## Problem description
Which lines below hold the word "this"? Report each one.

(Items listed in a dataset)
┌──

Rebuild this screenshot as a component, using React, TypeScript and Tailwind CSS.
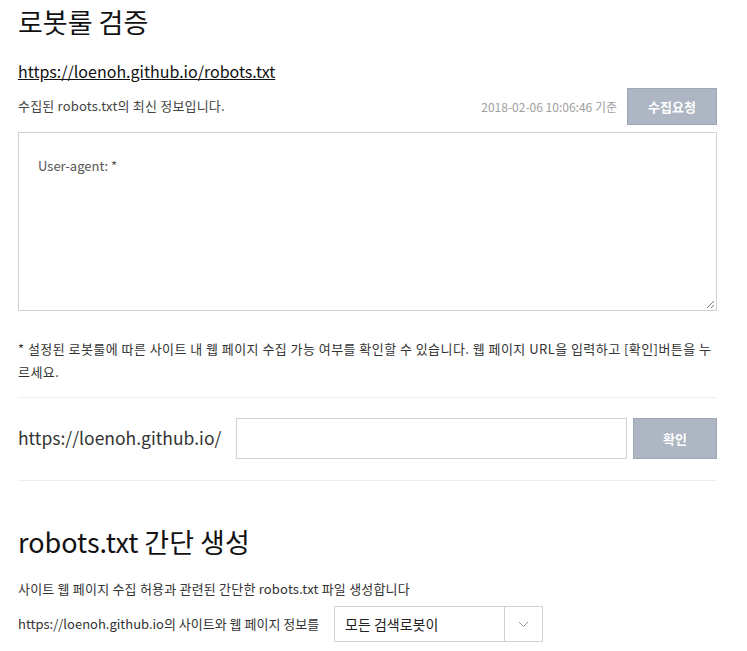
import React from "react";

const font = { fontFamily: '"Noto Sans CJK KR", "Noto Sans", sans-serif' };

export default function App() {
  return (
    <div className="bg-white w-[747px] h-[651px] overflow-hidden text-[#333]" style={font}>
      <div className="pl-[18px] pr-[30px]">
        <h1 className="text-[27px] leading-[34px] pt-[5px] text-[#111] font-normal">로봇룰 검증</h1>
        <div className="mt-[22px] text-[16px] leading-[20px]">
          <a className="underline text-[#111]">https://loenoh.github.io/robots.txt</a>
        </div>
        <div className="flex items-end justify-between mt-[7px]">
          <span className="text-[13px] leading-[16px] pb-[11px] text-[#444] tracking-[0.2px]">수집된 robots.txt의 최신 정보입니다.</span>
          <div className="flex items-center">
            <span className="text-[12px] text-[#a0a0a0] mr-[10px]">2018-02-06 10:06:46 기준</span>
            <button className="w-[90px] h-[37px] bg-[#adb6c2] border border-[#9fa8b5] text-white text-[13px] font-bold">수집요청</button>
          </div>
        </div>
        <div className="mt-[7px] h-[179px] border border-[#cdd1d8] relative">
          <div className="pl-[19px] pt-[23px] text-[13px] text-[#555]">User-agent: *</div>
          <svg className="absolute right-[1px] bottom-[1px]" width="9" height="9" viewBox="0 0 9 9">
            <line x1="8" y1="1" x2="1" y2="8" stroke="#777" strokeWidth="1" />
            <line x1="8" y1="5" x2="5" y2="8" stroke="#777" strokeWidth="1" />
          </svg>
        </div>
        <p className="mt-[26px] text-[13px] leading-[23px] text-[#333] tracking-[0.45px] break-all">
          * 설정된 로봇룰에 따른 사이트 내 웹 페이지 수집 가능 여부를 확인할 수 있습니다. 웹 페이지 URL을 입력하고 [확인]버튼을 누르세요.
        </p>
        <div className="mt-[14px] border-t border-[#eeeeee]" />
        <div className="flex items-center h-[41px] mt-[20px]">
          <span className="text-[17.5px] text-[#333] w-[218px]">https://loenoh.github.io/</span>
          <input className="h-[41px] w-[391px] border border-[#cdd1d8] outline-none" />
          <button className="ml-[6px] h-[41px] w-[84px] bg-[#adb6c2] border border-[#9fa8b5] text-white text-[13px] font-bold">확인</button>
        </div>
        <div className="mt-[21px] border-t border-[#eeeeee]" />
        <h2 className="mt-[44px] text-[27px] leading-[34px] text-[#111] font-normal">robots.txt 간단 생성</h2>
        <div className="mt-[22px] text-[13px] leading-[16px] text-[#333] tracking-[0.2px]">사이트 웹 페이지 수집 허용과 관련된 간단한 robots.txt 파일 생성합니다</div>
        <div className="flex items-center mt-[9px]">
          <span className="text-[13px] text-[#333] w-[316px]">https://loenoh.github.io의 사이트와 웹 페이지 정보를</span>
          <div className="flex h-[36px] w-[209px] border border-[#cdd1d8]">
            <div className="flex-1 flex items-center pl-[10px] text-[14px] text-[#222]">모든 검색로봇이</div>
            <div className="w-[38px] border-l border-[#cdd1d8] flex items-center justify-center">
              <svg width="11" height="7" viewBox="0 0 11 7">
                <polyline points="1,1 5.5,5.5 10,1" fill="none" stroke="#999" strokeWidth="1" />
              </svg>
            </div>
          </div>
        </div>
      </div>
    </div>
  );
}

└──
┌──

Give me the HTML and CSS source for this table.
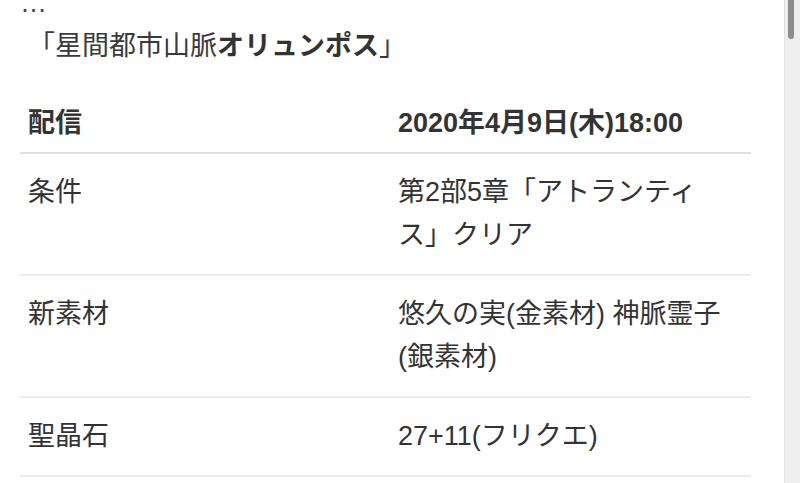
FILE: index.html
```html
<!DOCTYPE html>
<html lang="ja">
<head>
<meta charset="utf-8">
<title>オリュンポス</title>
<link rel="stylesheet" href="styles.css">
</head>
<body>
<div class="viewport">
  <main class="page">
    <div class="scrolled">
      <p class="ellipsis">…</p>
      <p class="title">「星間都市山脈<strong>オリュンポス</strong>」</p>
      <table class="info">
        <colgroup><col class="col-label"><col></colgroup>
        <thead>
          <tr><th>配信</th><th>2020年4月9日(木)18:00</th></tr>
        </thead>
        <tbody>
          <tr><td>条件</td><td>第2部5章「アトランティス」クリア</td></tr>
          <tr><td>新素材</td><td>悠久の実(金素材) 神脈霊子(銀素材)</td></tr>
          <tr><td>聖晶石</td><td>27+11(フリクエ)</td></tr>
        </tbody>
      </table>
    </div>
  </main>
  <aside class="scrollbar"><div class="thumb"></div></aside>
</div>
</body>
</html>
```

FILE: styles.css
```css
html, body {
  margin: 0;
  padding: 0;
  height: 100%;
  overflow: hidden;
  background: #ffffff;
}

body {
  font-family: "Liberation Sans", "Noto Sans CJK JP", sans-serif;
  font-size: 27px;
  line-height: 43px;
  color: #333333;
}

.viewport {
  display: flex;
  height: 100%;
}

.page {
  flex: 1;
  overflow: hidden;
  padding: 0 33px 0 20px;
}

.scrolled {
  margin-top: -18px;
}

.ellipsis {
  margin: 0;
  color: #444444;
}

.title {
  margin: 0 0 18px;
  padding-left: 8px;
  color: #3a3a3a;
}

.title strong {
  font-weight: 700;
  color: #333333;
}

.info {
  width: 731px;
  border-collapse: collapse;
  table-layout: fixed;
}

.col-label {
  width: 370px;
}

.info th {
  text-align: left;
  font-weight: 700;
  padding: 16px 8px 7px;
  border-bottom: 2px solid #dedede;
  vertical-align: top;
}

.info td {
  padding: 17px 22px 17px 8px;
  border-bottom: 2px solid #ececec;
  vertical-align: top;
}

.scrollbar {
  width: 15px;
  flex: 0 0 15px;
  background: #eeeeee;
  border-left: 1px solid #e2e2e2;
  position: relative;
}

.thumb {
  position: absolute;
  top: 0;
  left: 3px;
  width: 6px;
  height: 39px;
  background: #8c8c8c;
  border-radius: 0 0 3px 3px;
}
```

└──

## Full output
Rebuild this screenshot as a component, using React, TypeScript and Tailwind CSS.
Give me the HTML and CSS source for this table.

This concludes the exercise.